━━ DATASET CONTENT
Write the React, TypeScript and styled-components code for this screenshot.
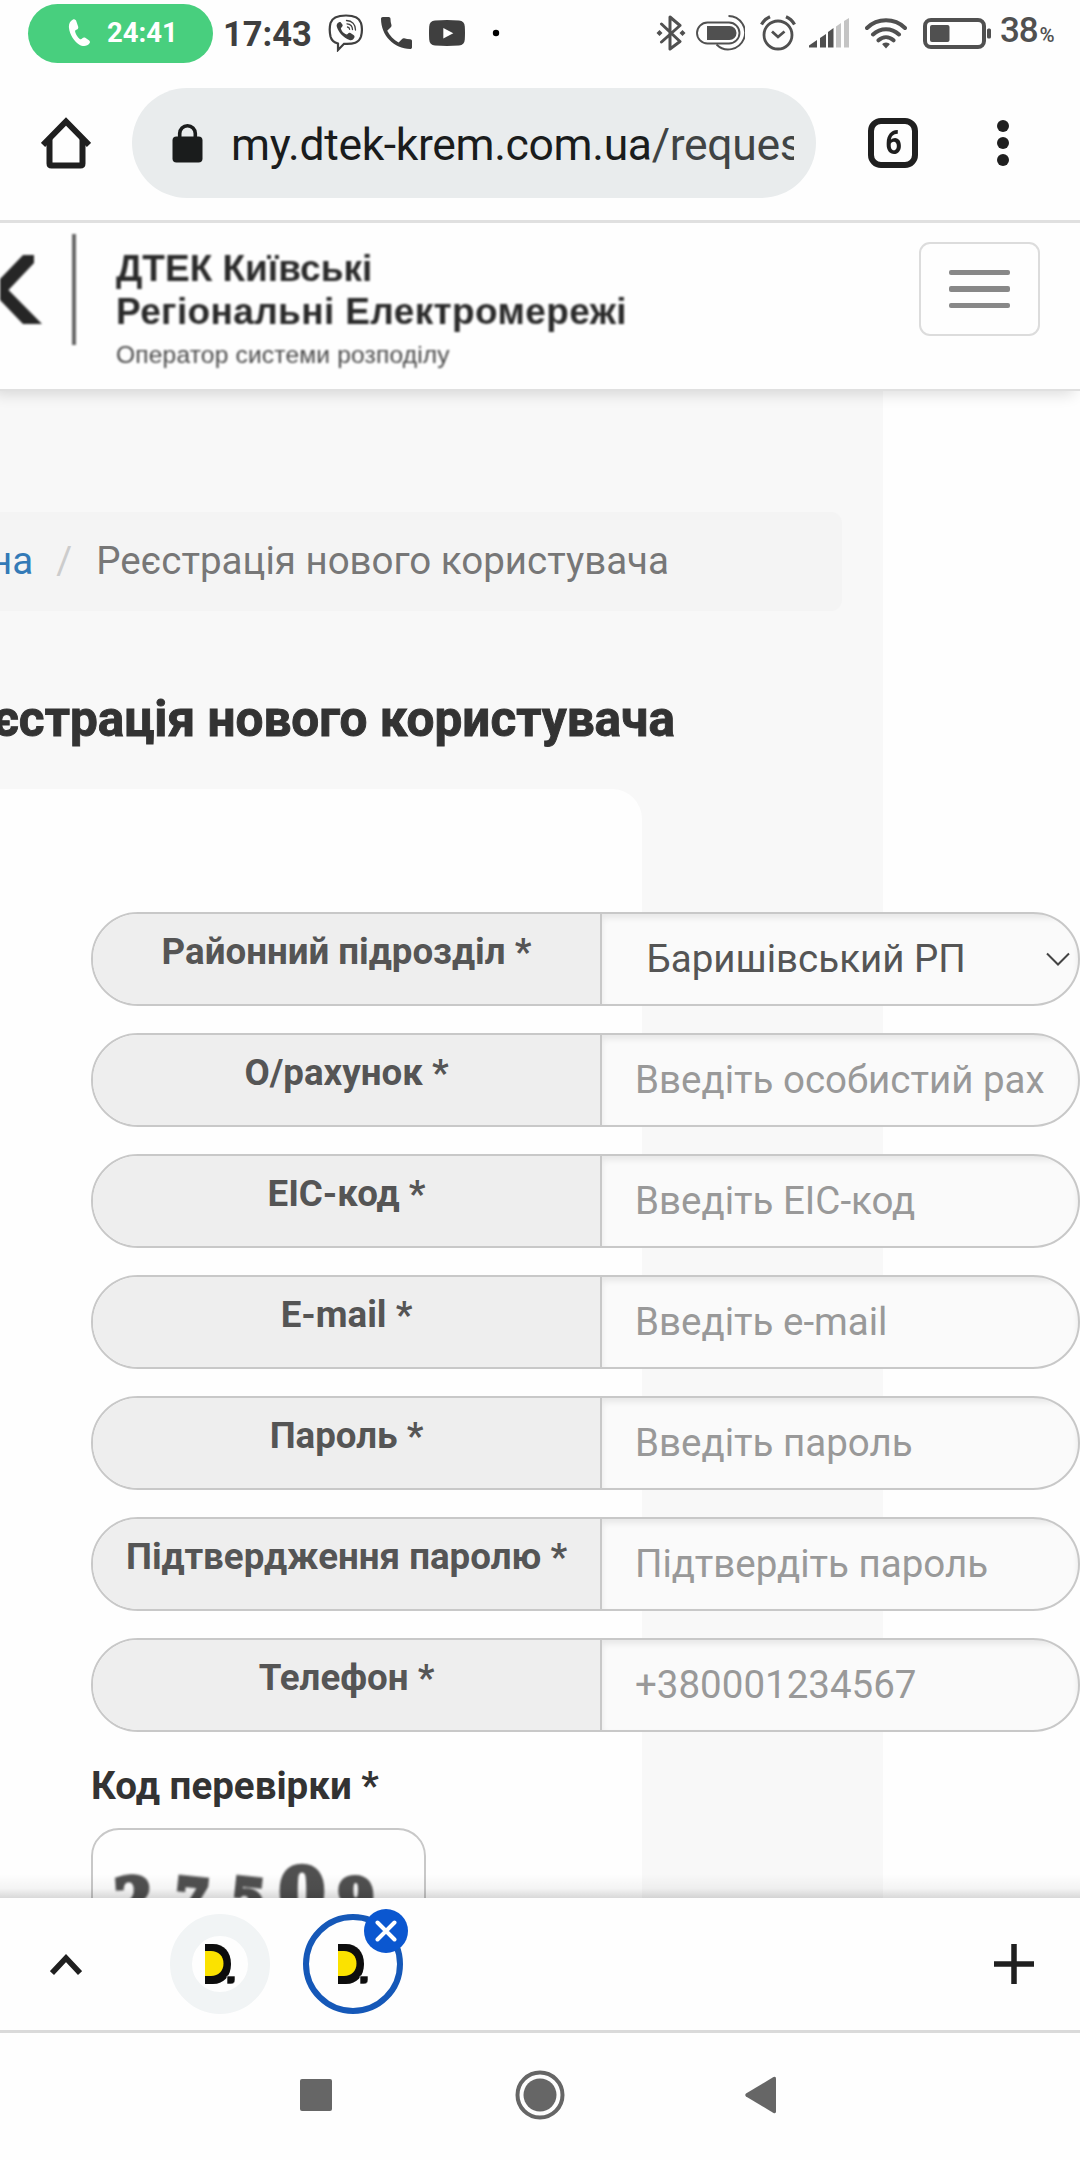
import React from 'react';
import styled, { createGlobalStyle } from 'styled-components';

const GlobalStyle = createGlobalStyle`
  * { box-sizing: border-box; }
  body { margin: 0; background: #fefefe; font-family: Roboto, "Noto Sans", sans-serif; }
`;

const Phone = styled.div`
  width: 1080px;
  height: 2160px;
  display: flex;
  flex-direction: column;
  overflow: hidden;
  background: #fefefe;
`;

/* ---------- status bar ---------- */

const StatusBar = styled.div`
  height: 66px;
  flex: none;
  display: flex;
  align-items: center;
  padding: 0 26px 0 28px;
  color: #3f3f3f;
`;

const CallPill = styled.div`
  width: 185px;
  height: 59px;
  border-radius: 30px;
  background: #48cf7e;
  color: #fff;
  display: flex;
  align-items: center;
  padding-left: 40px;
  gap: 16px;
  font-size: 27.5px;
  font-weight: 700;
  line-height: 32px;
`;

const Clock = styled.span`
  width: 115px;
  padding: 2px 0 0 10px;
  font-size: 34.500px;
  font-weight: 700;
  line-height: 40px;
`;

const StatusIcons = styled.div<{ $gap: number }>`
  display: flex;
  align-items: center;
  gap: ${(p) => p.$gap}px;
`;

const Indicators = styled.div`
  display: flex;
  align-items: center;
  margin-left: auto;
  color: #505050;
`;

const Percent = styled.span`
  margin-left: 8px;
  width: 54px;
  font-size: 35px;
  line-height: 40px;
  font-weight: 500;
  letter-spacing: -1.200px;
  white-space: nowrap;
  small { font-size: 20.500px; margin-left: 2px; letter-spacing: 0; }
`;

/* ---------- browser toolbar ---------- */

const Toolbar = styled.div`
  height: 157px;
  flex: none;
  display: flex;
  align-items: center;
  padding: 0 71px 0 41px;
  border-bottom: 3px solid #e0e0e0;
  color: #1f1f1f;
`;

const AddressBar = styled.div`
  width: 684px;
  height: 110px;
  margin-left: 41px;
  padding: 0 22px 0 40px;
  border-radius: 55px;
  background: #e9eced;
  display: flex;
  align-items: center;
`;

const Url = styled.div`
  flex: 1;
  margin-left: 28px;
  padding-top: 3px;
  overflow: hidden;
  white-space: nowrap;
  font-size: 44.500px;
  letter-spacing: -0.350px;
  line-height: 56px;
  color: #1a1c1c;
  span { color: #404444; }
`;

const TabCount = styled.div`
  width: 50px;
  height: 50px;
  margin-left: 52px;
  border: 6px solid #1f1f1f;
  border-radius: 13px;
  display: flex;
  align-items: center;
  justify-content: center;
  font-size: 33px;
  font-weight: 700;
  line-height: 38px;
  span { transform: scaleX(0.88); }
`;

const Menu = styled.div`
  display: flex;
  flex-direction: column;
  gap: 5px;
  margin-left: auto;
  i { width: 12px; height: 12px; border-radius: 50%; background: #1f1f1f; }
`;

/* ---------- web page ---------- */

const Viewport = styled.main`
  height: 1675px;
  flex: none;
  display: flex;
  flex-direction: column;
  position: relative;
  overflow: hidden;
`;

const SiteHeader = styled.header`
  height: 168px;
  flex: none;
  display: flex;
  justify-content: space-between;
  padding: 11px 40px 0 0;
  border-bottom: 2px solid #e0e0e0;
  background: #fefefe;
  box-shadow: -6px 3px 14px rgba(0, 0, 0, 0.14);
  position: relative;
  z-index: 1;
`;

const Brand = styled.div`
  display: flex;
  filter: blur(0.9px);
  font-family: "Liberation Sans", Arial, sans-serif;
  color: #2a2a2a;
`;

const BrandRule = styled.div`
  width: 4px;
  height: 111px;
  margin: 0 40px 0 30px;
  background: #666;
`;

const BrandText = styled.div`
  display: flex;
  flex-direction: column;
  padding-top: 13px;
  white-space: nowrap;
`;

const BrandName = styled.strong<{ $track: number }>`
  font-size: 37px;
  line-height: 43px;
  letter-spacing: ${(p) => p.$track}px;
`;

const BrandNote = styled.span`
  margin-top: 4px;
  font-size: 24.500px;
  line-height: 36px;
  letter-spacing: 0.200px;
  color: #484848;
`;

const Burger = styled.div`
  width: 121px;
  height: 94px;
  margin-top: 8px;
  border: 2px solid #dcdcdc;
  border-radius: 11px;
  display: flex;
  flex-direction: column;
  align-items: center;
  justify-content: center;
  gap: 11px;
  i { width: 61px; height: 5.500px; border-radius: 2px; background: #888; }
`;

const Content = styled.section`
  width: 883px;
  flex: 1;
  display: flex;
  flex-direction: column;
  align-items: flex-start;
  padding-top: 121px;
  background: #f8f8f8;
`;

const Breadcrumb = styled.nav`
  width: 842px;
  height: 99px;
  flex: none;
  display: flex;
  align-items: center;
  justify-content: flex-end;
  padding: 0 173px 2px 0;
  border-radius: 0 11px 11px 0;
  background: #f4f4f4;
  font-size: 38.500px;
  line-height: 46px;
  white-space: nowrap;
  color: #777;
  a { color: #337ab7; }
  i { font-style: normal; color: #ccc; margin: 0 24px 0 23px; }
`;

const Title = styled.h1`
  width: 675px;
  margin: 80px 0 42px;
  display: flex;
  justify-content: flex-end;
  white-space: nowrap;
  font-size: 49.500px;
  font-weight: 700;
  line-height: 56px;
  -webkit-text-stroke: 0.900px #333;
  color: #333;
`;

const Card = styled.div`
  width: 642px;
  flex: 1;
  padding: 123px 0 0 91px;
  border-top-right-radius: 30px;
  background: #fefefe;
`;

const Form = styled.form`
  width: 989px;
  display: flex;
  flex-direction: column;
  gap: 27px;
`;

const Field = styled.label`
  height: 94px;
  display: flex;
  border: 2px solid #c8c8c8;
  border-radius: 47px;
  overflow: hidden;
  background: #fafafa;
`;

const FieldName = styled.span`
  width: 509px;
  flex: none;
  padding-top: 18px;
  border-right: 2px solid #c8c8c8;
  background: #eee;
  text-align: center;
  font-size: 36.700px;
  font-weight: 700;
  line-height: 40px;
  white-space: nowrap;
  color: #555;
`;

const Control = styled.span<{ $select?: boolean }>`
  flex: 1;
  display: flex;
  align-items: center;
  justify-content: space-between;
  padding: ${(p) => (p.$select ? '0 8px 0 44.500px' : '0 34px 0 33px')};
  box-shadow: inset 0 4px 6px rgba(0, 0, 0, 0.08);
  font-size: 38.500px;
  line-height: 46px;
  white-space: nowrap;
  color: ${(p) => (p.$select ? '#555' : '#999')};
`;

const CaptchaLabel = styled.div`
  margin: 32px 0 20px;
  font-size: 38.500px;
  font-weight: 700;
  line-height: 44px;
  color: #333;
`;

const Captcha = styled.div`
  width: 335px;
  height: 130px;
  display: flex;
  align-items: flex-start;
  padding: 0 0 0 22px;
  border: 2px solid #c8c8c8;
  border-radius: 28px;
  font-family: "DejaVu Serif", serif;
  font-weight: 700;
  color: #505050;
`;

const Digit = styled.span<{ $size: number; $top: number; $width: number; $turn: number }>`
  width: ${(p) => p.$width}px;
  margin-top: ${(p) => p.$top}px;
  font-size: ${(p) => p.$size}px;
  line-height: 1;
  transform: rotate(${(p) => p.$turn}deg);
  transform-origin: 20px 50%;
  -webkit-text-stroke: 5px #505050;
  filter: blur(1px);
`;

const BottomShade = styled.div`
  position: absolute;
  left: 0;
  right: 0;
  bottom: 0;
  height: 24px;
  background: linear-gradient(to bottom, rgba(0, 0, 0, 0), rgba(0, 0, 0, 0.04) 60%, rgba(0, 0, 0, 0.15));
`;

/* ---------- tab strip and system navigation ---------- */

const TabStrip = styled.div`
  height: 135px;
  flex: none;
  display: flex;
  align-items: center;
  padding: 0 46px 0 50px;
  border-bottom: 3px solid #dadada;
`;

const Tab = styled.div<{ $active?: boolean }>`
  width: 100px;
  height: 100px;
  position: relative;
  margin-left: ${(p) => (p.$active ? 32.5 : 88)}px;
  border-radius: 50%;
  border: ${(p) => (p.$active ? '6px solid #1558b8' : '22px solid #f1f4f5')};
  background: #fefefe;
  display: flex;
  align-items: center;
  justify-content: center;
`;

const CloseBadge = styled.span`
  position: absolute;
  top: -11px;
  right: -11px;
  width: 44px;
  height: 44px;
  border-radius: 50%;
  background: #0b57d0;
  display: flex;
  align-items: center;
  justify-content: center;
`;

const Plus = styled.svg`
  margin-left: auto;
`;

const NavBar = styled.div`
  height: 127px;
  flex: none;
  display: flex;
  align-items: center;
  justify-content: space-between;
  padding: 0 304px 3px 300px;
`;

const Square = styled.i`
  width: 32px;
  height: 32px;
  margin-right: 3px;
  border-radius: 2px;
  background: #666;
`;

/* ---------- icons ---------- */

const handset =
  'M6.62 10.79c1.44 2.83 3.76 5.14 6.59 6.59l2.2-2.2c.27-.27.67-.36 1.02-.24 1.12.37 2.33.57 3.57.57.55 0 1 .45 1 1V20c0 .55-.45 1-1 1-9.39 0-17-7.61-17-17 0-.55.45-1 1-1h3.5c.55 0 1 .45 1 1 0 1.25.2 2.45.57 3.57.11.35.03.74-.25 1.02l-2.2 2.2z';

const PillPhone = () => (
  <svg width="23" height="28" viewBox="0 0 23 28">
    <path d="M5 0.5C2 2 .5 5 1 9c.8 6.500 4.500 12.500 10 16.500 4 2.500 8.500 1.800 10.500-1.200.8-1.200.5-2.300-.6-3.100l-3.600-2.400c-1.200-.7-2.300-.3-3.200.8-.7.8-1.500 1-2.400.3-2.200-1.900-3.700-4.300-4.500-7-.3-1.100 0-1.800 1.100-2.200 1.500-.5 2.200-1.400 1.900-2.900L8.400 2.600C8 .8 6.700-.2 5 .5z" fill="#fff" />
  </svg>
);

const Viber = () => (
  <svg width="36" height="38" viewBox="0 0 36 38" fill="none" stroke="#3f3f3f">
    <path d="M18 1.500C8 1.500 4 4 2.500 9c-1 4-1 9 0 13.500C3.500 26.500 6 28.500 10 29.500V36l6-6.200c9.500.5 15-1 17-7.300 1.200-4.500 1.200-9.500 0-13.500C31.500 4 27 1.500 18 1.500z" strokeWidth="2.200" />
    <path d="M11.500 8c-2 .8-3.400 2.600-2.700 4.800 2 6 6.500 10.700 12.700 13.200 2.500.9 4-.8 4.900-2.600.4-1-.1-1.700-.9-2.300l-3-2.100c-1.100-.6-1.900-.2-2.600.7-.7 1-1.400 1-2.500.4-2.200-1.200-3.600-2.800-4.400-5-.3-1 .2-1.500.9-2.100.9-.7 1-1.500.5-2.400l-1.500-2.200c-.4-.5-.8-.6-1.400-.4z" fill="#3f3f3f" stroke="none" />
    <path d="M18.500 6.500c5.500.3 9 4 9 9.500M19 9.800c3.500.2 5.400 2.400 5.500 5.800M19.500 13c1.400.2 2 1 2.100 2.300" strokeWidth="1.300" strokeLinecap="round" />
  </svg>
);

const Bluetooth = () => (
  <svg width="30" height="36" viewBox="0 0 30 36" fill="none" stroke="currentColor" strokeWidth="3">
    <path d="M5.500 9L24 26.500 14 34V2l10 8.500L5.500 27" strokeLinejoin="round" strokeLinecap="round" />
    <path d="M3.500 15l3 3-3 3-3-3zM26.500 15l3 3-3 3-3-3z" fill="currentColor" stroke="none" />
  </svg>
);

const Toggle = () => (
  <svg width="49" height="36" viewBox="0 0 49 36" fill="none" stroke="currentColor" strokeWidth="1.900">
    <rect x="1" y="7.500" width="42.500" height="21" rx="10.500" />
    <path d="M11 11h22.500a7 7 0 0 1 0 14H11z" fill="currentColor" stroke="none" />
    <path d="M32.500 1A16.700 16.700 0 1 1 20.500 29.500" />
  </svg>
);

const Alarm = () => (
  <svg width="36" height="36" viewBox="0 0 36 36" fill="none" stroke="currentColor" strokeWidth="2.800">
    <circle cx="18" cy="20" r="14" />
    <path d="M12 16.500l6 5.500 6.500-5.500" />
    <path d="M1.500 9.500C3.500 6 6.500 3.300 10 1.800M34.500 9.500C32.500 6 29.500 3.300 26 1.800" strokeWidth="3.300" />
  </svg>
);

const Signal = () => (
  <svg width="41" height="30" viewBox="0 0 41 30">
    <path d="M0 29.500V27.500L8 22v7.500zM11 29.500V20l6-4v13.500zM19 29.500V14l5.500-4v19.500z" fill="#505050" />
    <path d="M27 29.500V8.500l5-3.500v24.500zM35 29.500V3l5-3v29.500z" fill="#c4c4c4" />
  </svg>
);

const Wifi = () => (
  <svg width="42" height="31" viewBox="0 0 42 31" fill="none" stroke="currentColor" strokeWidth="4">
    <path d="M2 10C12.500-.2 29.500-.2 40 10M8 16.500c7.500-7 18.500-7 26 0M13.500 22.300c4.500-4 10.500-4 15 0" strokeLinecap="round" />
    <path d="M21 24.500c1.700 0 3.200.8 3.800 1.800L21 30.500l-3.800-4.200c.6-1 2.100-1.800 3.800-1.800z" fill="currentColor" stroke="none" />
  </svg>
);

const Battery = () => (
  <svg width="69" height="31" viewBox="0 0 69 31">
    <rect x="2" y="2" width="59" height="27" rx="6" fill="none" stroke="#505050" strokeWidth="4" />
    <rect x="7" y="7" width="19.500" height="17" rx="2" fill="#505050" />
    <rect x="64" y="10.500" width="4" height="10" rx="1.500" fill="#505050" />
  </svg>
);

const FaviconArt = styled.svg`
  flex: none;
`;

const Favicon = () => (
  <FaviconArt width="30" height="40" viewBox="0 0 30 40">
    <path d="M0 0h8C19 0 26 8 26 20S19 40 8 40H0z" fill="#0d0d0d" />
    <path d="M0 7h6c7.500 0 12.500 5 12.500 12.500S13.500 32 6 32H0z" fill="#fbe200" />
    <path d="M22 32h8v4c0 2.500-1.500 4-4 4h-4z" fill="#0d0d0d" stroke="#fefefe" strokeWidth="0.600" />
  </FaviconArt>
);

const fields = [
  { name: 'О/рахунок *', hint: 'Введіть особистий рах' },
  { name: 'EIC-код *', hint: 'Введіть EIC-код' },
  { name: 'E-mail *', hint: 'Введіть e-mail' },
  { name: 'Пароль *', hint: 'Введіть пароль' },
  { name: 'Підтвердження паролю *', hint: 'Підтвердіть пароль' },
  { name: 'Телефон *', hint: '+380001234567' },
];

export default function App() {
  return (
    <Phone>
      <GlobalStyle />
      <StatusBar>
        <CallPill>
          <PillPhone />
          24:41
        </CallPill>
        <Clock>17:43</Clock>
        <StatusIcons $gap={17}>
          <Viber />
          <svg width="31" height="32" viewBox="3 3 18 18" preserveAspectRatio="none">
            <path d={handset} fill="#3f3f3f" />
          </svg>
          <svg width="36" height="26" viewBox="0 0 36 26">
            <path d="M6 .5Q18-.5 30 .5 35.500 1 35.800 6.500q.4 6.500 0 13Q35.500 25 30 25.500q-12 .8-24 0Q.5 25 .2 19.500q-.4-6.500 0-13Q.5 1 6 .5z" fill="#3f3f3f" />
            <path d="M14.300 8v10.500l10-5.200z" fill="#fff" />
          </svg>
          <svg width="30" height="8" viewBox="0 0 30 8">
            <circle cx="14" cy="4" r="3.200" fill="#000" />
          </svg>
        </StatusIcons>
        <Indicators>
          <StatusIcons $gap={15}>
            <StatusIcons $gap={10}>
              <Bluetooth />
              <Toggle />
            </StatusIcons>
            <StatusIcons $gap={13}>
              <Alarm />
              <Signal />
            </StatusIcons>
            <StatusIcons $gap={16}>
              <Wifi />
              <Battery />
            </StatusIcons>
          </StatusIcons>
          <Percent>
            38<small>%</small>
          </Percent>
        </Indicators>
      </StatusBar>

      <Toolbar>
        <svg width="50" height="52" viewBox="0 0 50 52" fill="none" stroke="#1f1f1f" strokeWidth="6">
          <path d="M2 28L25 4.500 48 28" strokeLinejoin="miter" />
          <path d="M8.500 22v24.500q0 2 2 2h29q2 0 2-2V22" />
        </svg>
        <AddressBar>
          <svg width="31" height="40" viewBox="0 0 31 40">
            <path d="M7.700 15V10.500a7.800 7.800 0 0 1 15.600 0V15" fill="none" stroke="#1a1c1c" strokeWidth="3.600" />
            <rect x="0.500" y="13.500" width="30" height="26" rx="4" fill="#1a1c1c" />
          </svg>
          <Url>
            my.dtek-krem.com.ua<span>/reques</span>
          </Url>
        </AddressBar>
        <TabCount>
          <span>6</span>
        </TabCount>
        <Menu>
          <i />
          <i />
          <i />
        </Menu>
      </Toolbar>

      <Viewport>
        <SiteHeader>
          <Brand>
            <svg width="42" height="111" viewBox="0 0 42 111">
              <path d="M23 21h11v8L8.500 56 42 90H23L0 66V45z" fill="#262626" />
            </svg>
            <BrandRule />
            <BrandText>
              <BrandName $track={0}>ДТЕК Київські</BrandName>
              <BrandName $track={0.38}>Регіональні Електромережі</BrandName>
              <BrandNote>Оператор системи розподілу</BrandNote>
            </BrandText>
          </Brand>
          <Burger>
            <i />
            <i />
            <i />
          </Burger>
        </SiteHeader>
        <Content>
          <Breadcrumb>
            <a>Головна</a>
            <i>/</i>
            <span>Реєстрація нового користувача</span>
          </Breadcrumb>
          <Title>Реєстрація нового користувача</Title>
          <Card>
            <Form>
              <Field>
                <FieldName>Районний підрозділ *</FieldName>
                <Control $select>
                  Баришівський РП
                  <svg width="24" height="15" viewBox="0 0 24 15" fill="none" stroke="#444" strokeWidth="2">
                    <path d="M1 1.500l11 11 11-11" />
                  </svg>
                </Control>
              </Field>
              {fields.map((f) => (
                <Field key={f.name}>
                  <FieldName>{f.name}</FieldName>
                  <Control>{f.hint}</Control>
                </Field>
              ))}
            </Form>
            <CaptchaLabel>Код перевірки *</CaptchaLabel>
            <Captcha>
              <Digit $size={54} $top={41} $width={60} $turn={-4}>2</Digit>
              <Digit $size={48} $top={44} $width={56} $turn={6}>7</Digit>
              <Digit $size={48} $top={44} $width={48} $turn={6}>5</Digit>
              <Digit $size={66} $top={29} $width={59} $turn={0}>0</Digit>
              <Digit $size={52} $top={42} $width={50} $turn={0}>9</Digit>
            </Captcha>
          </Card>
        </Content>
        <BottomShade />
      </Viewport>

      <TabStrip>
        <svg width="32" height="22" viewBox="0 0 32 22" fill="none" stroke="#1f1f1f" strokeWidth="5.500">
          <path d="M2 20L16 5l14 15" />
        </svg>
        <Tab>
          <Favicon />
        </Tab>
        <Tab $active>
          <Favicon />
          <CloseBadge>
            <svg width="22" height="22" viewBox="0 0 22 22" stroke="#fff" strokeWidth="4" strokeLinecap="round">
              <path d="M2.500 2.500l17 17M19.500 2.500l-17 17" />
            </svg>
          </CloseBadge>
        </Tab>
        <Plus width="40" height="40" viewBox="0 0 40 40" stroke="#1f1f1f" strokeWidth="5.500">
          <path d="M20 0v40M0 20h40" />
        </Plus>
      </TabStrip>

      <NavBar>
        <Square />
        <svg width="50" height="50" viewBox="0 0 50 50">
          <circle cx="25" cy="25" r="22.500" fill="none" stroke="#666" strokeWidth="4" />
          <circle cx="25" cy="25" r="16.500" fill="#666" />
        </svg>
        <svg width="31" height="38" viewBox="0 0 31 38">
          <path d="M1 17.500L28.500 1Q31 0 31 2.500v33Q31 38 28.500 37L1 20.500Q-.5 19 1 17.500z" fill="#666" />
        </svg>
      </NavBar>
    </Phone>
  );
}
━━━━
Only the lines from the top of the data through the line with "status bar ---------- */" should be quoted, exactly and with both ends kept; skip the pictures.

### FULL RESPONSE
Write the React, TypeScript and styled-components code for this screenshot.
import React from 'react';
import styled, { createGlobalStyle } from 'styled-components';

const GlobalStyle = createGlobalStyle`
  * { box-sizing: border-box; }
  body { margin: 0; background: #fefefe; font-family: Roboto, "Noto Sans", sans-serif; }
`;

const Phone = styled.div`
  width: 1080px;
  height: 2160px;
  display: flex;
  flex-direction: column;
  overflow: hidden;
  background: #fefefe;
`;

/* ---------- status bar ---------- */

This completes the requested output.